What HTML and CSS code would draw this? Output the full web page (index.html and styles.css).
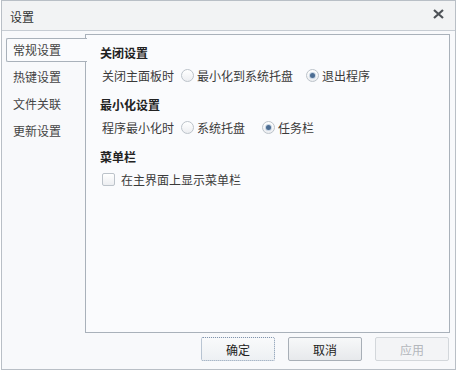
FILE: index.html
```html
<!DOCTYPE html>
<html lang="zh-CN">
<head>
    <meta charset="UTF-8">
    <title>设置</title>
    <link rel="stylesheet" href="styles.css">
</head>
<body>
    <div class="window">
        <div class="titlebar">
            <span class="title">设置</span>
            <span class="close">
                <svg width="11" height="10" viewBox="0 0 11 10">
                    <path d="M1 1 L10 9 M10 1 L1 9" stroke="#4e5257" stroke-width="2.2" fill="none"/>
                </svg>
            </span>
        </div>

        <div class="main">
            <div class="tabs">
                <div class="tab active">常规设置</div>
                <div class="tab">热键设置</div>
                <div class="tab">文件关联</div>
                <div class="tab">更新设置</div>
            </div>

            <div class="panel">
                <div class="section">
                    <div class="heading">关闭设置</div>
                    <div class="row">
                        <span class="label">关闭主面板时</span>
                        <span class="opt"><span class="radio"></span>最小化到系统托盘</span>
                        <span class="opt"><span class="radio checked"></span>退出程序</span>
                    </div>
                </div>

                <div class="section">
                    <div class="heading">最小化设置</div>
                    <div class="row row-min">
                        <span class="label">程序最小化时</span>
                        <span class="opt"><span class="radio"></span>系统托盘</span>
                        <span class="opt"><span class="radio checked"></span>任务栏</span>
                    </div>
                </div>

                <div class="section">
                    <div class="heading">菜单栏</div>
                    <div class="row">
                        <span class="check-opt"><span class="checkbox"></span>在主界面上显示菜单栏</span>
                    </div>
                </div>
            </div>
        </div>

        <div class="buttons">
            <button class="btn focused">确定</button>
            <button class="btn">取消</button>
            <button class="btn disabled">应用</button>
        </div>
    </div>
</body>
</html>
```

FILE: styles.css
```css
body {
    margin: 0;
    background-color: #ffffff;
    font-family: "Noto Sans CJK SC", "Noto Sans", sans-serif;
    font-size: 12px;
    color: #333;
}
.window {
    box-sizing: border-box;
    width: 455px;
    height: 370px;
    margin-left: 1px;
    border: 1px solid #b9bfc6;
    background-color: #f8f9fb;
    display: flex;
    flex-direction: column;
}
.titlebar {
    height: 29px;
    border-bottom: 1px solid #c6ccd3;
    background-color: #f2f3f4;
    display: flex;
    align-items: center;
    justify-content: space-between;
    padding: 0 11px 0 8px;
}
.title {
    font-size: 12px;
    color: #333;
    line-height: 16px;
    margin-top: 2px;
}
.close {
    display: flex;
    margin-top: -3px;
}
.main {
    display: flex;
    padding-top: 3px;
    padding-right: 4px;
}
.tabs {
    width: 84px;
    padding-top: 4px;
    display: flex;
    flex-direction: column;
    gap: 3px;
    box-sizing: border-box;
    padding-left: 4px;
    margin-right: -1px;
    position: relative;
    z-index: 1;
}
.tab {
    height: 24px;
    line-height: 24px;
    padding-left: 7px;
    color: #444;
}
.tab.active {
    box-sizing: border-box;
    height: 24px;
    line-height: 22px;
    padding-left: 6px;
    border: 1px solid #a9b1ba;
    border-right: none;
    border-radius: 2px 0 0 2px;
    background-color: #fafbfd;
    width: 81px;
}
.panel {
    box-sizing: border-box;
    width: 365px;
    height: 299px;
    border: 1px solid #a9b1ba;
    background-color: #fafbfd;
    padding: 10px 0 0 14px;
    display: flex;
    flex-direction: column;
    gap: 12px;
}
.section {
    display: flex;
    flex-direction: column;
    gap: 4px;
}
.heading {
    font-weight: bold;
    line-height: 16px;
    color: #222;
}
.row {
    display: flex;
    align-items: center;
    height: 20px;
    padding-left: 2px;
    color: #3a3a3a;
}
.label {
    margin-right: 7px;
}
.opt, .check-opt {
    display: flex;
    align-items: center;
}
.opt + .opt {
    margin-left: 13px;
}
.row-min .opt + .opt {
    margin-left: 17px;
}
.radio {
    box-sizing: border-box;
    width: 13px;
    height: 13px;
    border-radius: 50%;
    border: 1px solid #bcc3ca;
    background: linear-gradient(#ffffff, #eceef1);
    margin-right: 3px;
    display: flex;
    align-items: center;
    justify-content: center;
}
.radio.checked::after {
    content: "";
    width: 5px;
    height: 5px;
    border-radius: 50%;
    background-color: #4c6d93;
    box-shadow: 0 0 0 1px #c9d6e4;
}
.checkbox {
    box-sizing: border-box;
    width: 13px;
    height: 13px;
    border: 1px solid #bcc3ca;
    border-radius: 2px;
    background: linear-gradient(#ffffff, #eceef1);
    margin-right: 6px;
}
.buttons {
    display: flex;
    justify-content: flex-end;
    gap: 13px;
    padding: 4px 6px 0 0;
}
.btn {
    box-sizing: border-box;
    width: 74px;
    height: 24px;
    border: 1px solid #a8afb7;
    border-radius: 2px;
    background: linear-gradient(#f7f8f9, #e7e9ec);
    font-family: "Noto Sans CJK SC", "Noto Sans", sans-serif;
    font-size: 12px;
    color: #222;
    padding: 0;
}
.btn.focused {
    border: 1px dotted #7e93ad;
    background: linear-gradient(#f9fafb, #edf0f3);
}
.btn.disabled {
    border-color: #d3d7db;
    background: #f3f4f6;
    color: #b3b7bc;
}
```
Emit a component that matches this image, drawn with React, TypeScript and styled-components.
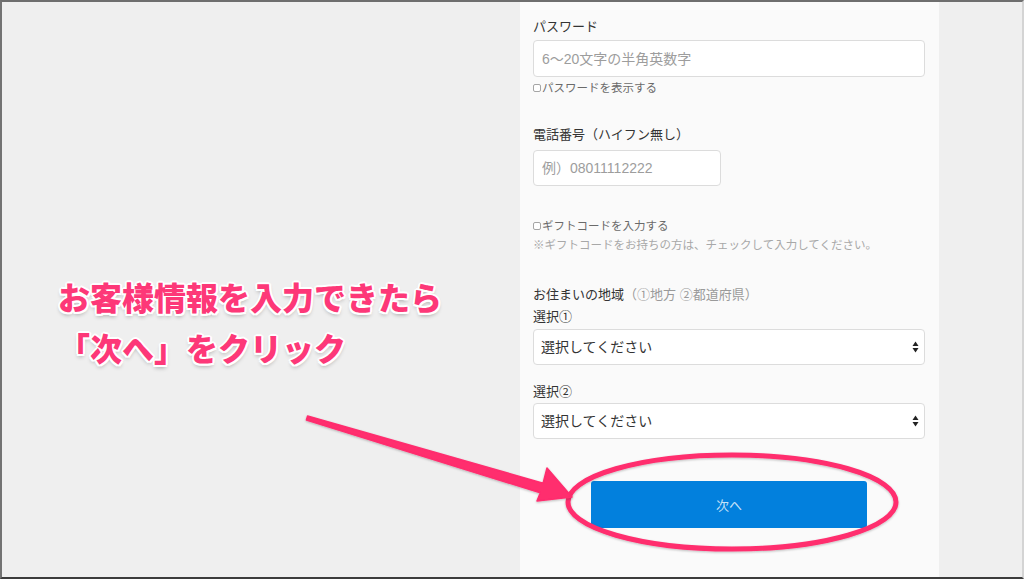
import React, { FC } from "react";
import styled, { createGlobalStyle } from "styled-components";

const GlobalStyle = createGlobalStyle`
    html, body {
        margin: 0;
        padding: 0;
        background: #efefef;
        font-family: "Liberation Sans", "Noto Sans CJK JP", sans-serif;
    }
    * { box-sizing: border-box; }
`

const ArrowsIcon = () => (
    <svg width="7" height="12" viewBox="0 0 7 12">
        <path d="M3.5 0.5 L6.5 5 L0.5 5 Z" fill="#222" />
        <path d="M3.5 11.5 L6.5 7 L0.5 7 Z" fill="#222" />
    </svg>
)

const Annotation: FC = () => (
    <Overlay>
        <svg width="1024" height="579" viewBox="0 0 1024 579">
            <defs>
                <filter id="shadow" x="-10%" y="-10%" width="120%" height="130%">
                    <feDropShadow dx="0" dy="1" stdDeviation="1" floodColor="#000" floodOpacity="0.25" />
                </filter>
            </defs>
            <ellipse cx="732" cy="502" rx="164" ry="47" fill="none" stroke="#ff2d6e" strokeWidth="5" filter="url(#shadow)" />
            <polygon
                points="307.6,416 543.1,483.2 547,468 572,497 537,501 540.3,492.8 306.4,420"
                fill="#ff2d6e"
                stroke="#ff2d6e"
                strokeWidth="1.5"
                strokeLinejoin="round"
                filter="url(#shadow)"
            />
        </svg>
        <Callout>
            お客様情報を入力できたら<br />
            「次へ」をクリック
        </Callout>
    </Overlay>
)

const App: FC = () => {
    return (
        <Frame>
            <GlobalStyle />
            <Side />
            <FormColumn>
                <Label>パスワード</Label>
                <TextInput type="password" placeholder="6〜20文字の半角英数字" />
                <CheckRow>
                    <Check type="checkbox" />
                    パスワードを表示する
                </CheckRow>

                <Label $gap={29}>電話番号（ハイフン無し）</Label>
                <TextInput $narrow type="tel" placeholder="例）08011112222" />

                <CheckRow $gap={32}>
                    <Check type="checkbox" />
                    ギフトコードを入力する
                </CheckRow>
                <Note>※ギフトコードをお持ちの方は、チェックして入力してください。</Note>

                <Label $gap={32}>
                    お住まいの地域<Muted>（①地方 ②都道府県）</Muted>
                </Label>
                <Label $gap={2}>選択①</Label>
                <SelectBox>
                    <Select defaultValue="">
                        <option value="">選択してください</option>
                    </Select>
                    <ArrowSlot><ArrowsIcon /></ArrowSlot>
                </SelectBox>
                <Label $gap={17}>選択②</Label>
                <SelectBox $gap={1}>
                    <Select defaultValue="">
                        <option value="">選択してください</option>
                    </Select>
                    <ArrowSlot><ArrowsIcon /></ArrowSlot>
                </SelectBox>

                <NextButton>次へ</NextButton>
            </FormColumn>
            <Side $fill />
            <Annotation />
        </Frame>
    )
}

const Frame = styled.div`
    position: relative;
    display: flex;
    width: 100vw;
    height: 100vh;
    border-top: 2px solid #6e6e6e;
    border-left: 2px solid #737373;
    border-bottom: 2px solid #3c3c3c;
    border-right: 2px solid #d4d4d4;
    background: #efefef;
    overflow: hidden;
`
const Side = styled.div<{ $fill?: boolean }>`
    flex: ${p => (p.$fill ? "1" : "0 0 518px")};
`
const FormColumn = styled.div`
    flex: 0 0 419px;
    display: flex;
    flex-direction: column;
    padding: 15px 14px 0 13px;
    background: #fafafa;
`
const Label = styled.div<{ $gap?: number }>`
    margin-top: ${p => p.$gap ?? 0}px;
    font-size: 13px;
    line-height: 20px;
    color: #333;
`
const Muted = styled.span`
    color: #9a9a9a;
`
const TextInput = styled.input<{ $narrow?: boolean }>`
    margin-top: ${p => (p.$narrow ? 5 : 3)}px;
    width: ${p => (p.$narrow ? "188px" : "100%")};
    height: ${p => (p.$narrow ? 36 : 37)}px;
    padding: 0 8px;
    border: 1px solid #dcdcdc;
    border-radius: 4px;
    background: #fff;
    font-family: inherit;
    font-size: 14px;
    color: #333;
    outline: none;
    &::placeholder {
        color: #9d9d9d;
    }
`
const CheckRow = styled.label<{ $gap?: number }>`
    margin-top: ${p => p.$gap ?? 3}px;
    display: flex;
    align-items: center;
    font-size: 11.5px;
    line-height: 16px;
    color: #6a6a6a;
`
const Check = styled.input`
    appearance: none;
    margin: 0 1px 0 0;
    width: 8px;
    height: 8px;
    border: 1px solid #a5a5a5;
    border-radius: 2px;
    background: #fff;
`
const Note = styled.div`
    margin-top: 3px;
    font-size: 11.5px;
    line-height: 16px;
    color: #a8a8a8;
`
const SelectBox = styled.div<{ $gap?: number }>`
    position: relative;
    margin-top: ${p => p.$gap ?? 2}px;
    height: 36px;
`
const Select = styled.select`
    appearance: none;
    width: 100%;
    height: 100%;
    padding: 0 24px 0 7px;
    border: 1px solid #dcdcdc;
    border-radius: 4px;
    background: #fff;
    font-family: inherit;
    font-size: 14px;
    color: #333;
    outline: none;
`
const ArrowSlot = styled.span`
    position: absolute;
    right: 6px;
    top: 12px;
    display: flex;
    pointer-events: none;
`
const NextButton = styled.button`
    align-self: center;
    margin-top: 42px;
    width: 276px;
    height: 47px;
    border: none;
    border-radius: 3px;
    background: #0280dd;
    font-family: inherit;
    font-size: 13px;
    color: rgba(255, 255, 255, 0.78);
    cursor: pointer;
`
const Overlay = styled.div`
    position: absolute;
    left: -2px;
    top: -2px;
    width: 1024px;
    height: 579px;
    pointer-events: none;
`
const Callout = styled.div`
    position: absolute;
    left: 58px;
    top: 271px;
    font-family: "Noto Sans CJK JP", sans-serif;
    font-size: 32px;
    font-weight: 900;
    line-height: 51px;
    color: #fd3878;
    text-shadow:
        2px 0 0 #fff, -2px 0 0 #fff, 0 2px 0 #fff, 0 -2px 0 #fff,
        1.5px 1.5px 0 #fff, -1.5px 1.5px 0 #fff, 1.5px -1.5px 0 #fff, -1.5px -1.5px 0 #fff,
        0 3px 4px rgba(0, 0, 0, 0.3);
`

export default App
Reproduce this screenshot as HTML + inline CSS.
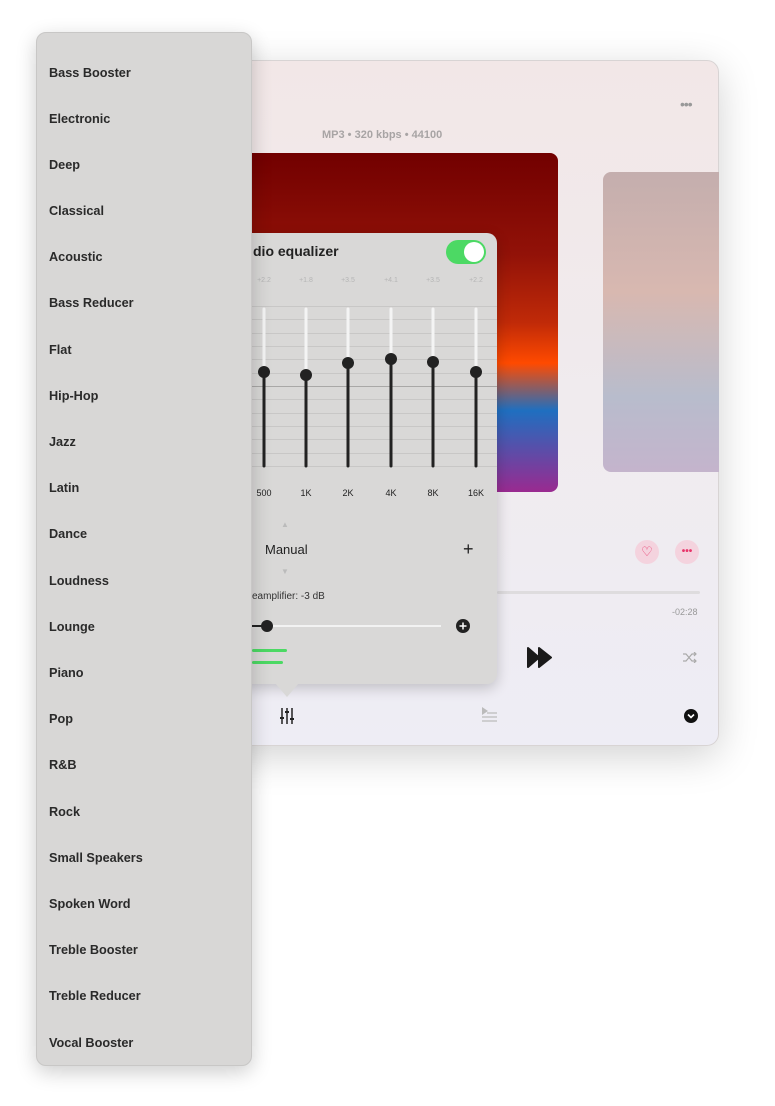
<!DOCTYPE html>
<html><head><style>
body{margin:0;width:775px;height:1106px;background:#fff;position:relative;overflow:hidden;font-family:"Liberation Sans",sans-serif}
.abs{position:absolute}
.win{left:200px;top:60px;width:519px;height:686px;border-radius:12px;background:linear-gradient(180deg,#f2e7e7 0%,#f0ebee 50%,#eeedf5 100%);box-shadow:0 10px 40px rgba(0,0,0,.18);border:1px solid #d8d4d4;box-sizing:border-box}
.menu{left:36px;top:32px;width:216px;height:1034px;border-radius:10px;background:#d8d7d6;box-shadow:0 6px 20px rgba(0,0,0,.2);border:1px solid #c8c7c6;box-sizing:border-box}
.menu div{position:absolute;left:12px;font-size:12.7px;font-weight:bold;color:#2a2a2a}
.pop{left:240px;top:233px;width:257px;height:451px;background:#d9d8d7;border-radius:10px;box-shadow:0 4px 14px rgba(0,0,0,.2)}
.val{font-size:7px;color:#b5b5b5;width:30px;text-align:center}
.lab{font-size:9px;color:#222;width:30px;text-align:center}
</style></head><body>
<div class="abs win"></div>
<div class="abs" style="left:680px;top:96px;font-size:14px;color:#999;letter-spacing:-1px">•••</div>
<div class="abs" style="left:322px;top:129px;font-size:11px;font-weight:bold;color:#a8a4a4">MP3 • 320 kbps • 44100</div>
<div class="abs" style="left:240px;top:153px;width:318px;height:339px;border-radius:0 8px 8px 0;background:linear-gradient(180deg,#720000 0%,#921208 30%,#c02a08 50%,#ff4a00 62%,#1f6fc0 76%,#9a2a90 100%)"></div>
<div class="abs" style="left:603px;top:172px;width:116px;height:300px;border-radius:8px 0 0 8px;background:linear-gradient(180deg,#c4aeae 0%,#d8b8b0 40%,#b8bccc 75%,#c4b4cc 100%)"></div>
<div class="abs" style="left:635px;top:540px;width:24px;height:24px;border-radius:50%;background:#f4d3de;color:#e8356a;font-size:13px;text-align:center;line-height:24px">♡</div>
<div class="abs" style="left:675px;top:540px;width:24px;height:24px;border-radius:50%;background:#f4d3de;color:#e8356a;font-size:10px;text-align:center;line-height:24px;font-weight:bold">•••</div>
<div class="abs" style="left:497px;top:591px;width:203px;height:3px;background:#dedcde;border-radius:2px"></div>
<div class="abs" style="left:672px;top:607px;font-size:9px;color:#999">-02:28</div>
<svg class="abs" style="left:527px;top:647px" width="25" height="21"><path d="M1 1L12 10.5L1 20Z M12 1L24 10.5L12 20Z" fill="#1a1a1a" stroke="#1a1a1a" stroke-linejoin="round" stroke-width="2"/></svg>
<svg class="abs" style="left:683px;top:652px" width="15" height="11"><path d="M0 2h3l6 7h4M0 9h3l6-7h4M11 0l2 2-2 2M11 7l2 2-2 2" fill="none" stroke="#aaa" stroke-width="1.2"/></svg>
<svg class="abs" style="left:280px;top:708px" width="15" height="16"><path d="M2 0v16M7 0v16M12 0v16" stroke="#222" stroke-width="1.5"/><rect x="0" y="9" width="4" height="2" fill="#222"/><rect x="5" y="3" width="4" height="2" fill="#222"/><rect x="10" y="10" width="4" height="2" fill="#222"/></svg>
<svg class="abs" style="left:481px;top:707px" width="16" height="15"><path d="M1 0L7 4L1 8Z" fill="#bbb"/><path d="M6 6h10M1 10h15M1 14h15" stroke="#bbb" stroke-width="1.3"/></svg>
<svg class="abs" style="left:684px;top:709px" width="14" height="14"><circle cx="7" cy="7" r="7" fill="#111"/><path d="M4 5.5L7 8.5L10 5.5" stroke="#fff" stroke-width="1.6" fill="none"/></svg>

<div class="abs pop"></div>
<svg class="abs" style="left:275px;top:683px" width="24" height="15"><path d="M0 0L12 14L24 0Z" fill="#d9d8d7"/></svg>
<div class="abs" style="left:253px;top:243px;font-size:14px;font-weight:bold;color:#222">dio equalizer</div>
<div class="abs" style="left:446px;top:240px;width:40px;height:24px;border-radius:12px;background:#4cd964"><div class="abs" style="left:18px;top:2px;width:20px;height:20px;border-radius:50%;background:#fff"></div></div>
<svg class="abs" style="left:240px;top:300px" width="257" height="170">
<g stroke="#c8c7c6" stroke-width="1">
<line x1="0" y1="6.5" x2="257" y2="6.5"/><line x1="0" y1="19.5" x2="257" y2="19.5"/><line x1="0" y1="33.5" x2="257" y2="33.5"/><line x1="0" y1="46.5" x2="257" y2="46.5"/><line x1="0" y1="59.5" x2="257" y2="59.5"/><line x1="0" y1="73.5" x2="257" y2="73.5"/><line x1="0" y1="99.5" x2="257" y2="99.5"/><line x1="0" y1="113.5" x2="257" y2="113.5"/><line x1="0" y1="126.5" x2="257" y2="126.5"/><line x1="0" y1="139.5" x2="257" y2="139.5"/><line x1="0" y1="153.5" x2="257" y2="153.5"/><line x1="0" y1="166.5" x2="257" y2="166.5"/></g>
<line x1="0" y1="86.5" x2="257" y2="86.5" stroke="#a9a8a7"/>
<g stroke-width="3" stroke-linecap="round">
<line x1="24" y1="9" x2="24" y2="72" stroke="#f4f4f4"/><line x1="24" y1="72" x2="24" y2="166" stroke="#222"/>
<line x1="66" y1="9" x2="66" y2="75" stroke="#f4f4f4"/><line x1="66" y1="75" x2="66" y2="166" stroke="#222"/>
<line x1="108" y1="9" x2="108" y2="63" stroke="#f4f4f4"/><line x1="108" y1="63" x2="108" y2="166" stroke="#222"/>
<line x1="151" y1="9" x2="151" y2="59" stroke="#f4f4f4"/><line x1="151" y1="59" x2="151" y2="166" stroke="#222"/>
<line x1="193" y1="9" x2="193" y2="62" stroke="#f4f4f4"/><line x1="193" y1="62" x2="193" y2="166" stroke="#222"/>
<line x1="236" y1="9" x2="236" y2="72" stroke="#f4f4f4"/><line x1="236" y1="72" x2="236" y2="166" stroke="#222"/></g>
<g fill="#222"><circle cx="24" cy="72" r="6"/><circle cx="66" cy="75" r="6"/><circle cx="108" cy="63" r="6"/><circle cx="151" cy="59" r="6"/><circle cx="193" cy="62" r="6"/><circle cx="236" cy="72" r="6"/></g>
</svg>
<div class="abs val" style="left:249px;top:277px">+2.2</div><div class="abs val" style="left:291px;top:277px">+1.8</div><div class="abs val" style="left:333px;top:277px">+3.5</div><div class="abs val" style="left:376px;top:277px">+4.1</div><div class="abs val" style="left:418px;top:277px">+3.5</div><div class="abs val" style="left:461px;top:277px">+2.2</div>
<div class="abs lab" style="left:249px;top:488px">500</div><div class="abs lab" style="left:291px;top:488px">1K</div><div class="abs lab" style="left:333px;top:488px">2K</div><div class="abs lab" style="left:376px;top:488px">4K</div><div class="abs lab" style="left:418px;top:488px">8K</div><div class="abs lab" style="left:461px;top:488px">16K</div>
<div class="abs" style="left:281px;top:520px;font-size:8px;color:#bbb">▲</div>
<div class="abs" style="left:281px;top:567px;font-size:8px;color:#bbb">▼</div>
<svg class="abs" style="left:252px;top:537px" width="14" height="24"><path d="M0 0L13 12L0 24Z" fill="#d9d8d7"/></svg>
<div class="abs" style="left:265px;top:542px;font-size:13px;color:#222">Manual</div>
<div class="abs" style="left:463px;top:539px;font-size:18px;color:#222">+</div>
<div class="abs" style="left:252px;top:591px;font-size:10px;color:#333">eamplifier: -3 dB</div>
<div class="abs" style="left:267px;top:625px;width:174px;height:2px;background:#f2f2f2"></div>
<div class="abs" style="left:252px;top:625px;width:15px;height:2px;background:#222"></div>
<div class="abs" style="left:261px;top:620px;width:12px;height:12px;border-radius:50%;background:#222"></div>
<svg class="abs" style="left:456px;top:619px" width="14" height="14"><circle cx="7" cy="7" r="7" fill="#222"/><path d="M7 3.5v7M3.5 7h7" stroke="#fff" stroke-width="1.5"/></svg>
<div class="abs" style="left:252px;top:649px;width:35px;height:3px;background:#4cd964;border-radius:2px"></div>
<div class="abs" style="left:252px;top:661px;width:31px;height:3px;background:#4cd964;border-radius:2px"></div>

<div class="abs menu">
<div style="top:33px">Bass Booster</div><div style="top:79px">Electronic</div><div style="top:125px">Deep</div><div style="top:171px">Classical</div><div style="top:217px">Acoustic</div><div style="top:263px">Bass Reducer</div><div style="top:310px">Flat</div><div style="top:356px">Hip-Hop</div><div style="top:402px">Jazz</div><div style="top:448px">Latin</div><div style="top:494px">Dance</div><div style="top:541px">Loudness</div><div style="top:587px">Lounge</div><div style="top:633px">Piano</div><div style="top:679px">Pop</div><div style="top:725px">R&amp;B</div><div style="top:772px">Rock</div><div style="top:818px">Small Speakers</div><div style="top:864px">Spoken Word</div><div style="top:910px">Treble Booster</div><div style="top:956px">Treble Reducer</div><div style="top:1003px">Vocal Booster</div>
</div>
</body></html>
····················
## [Work to be completed]
Show each line of the data that contains the string "components".

## [Full solution]
Emit a component that matches this image, drawn with React, TypeScript and styled-components.
import styled, { createGlobalStyle } from "styled-components";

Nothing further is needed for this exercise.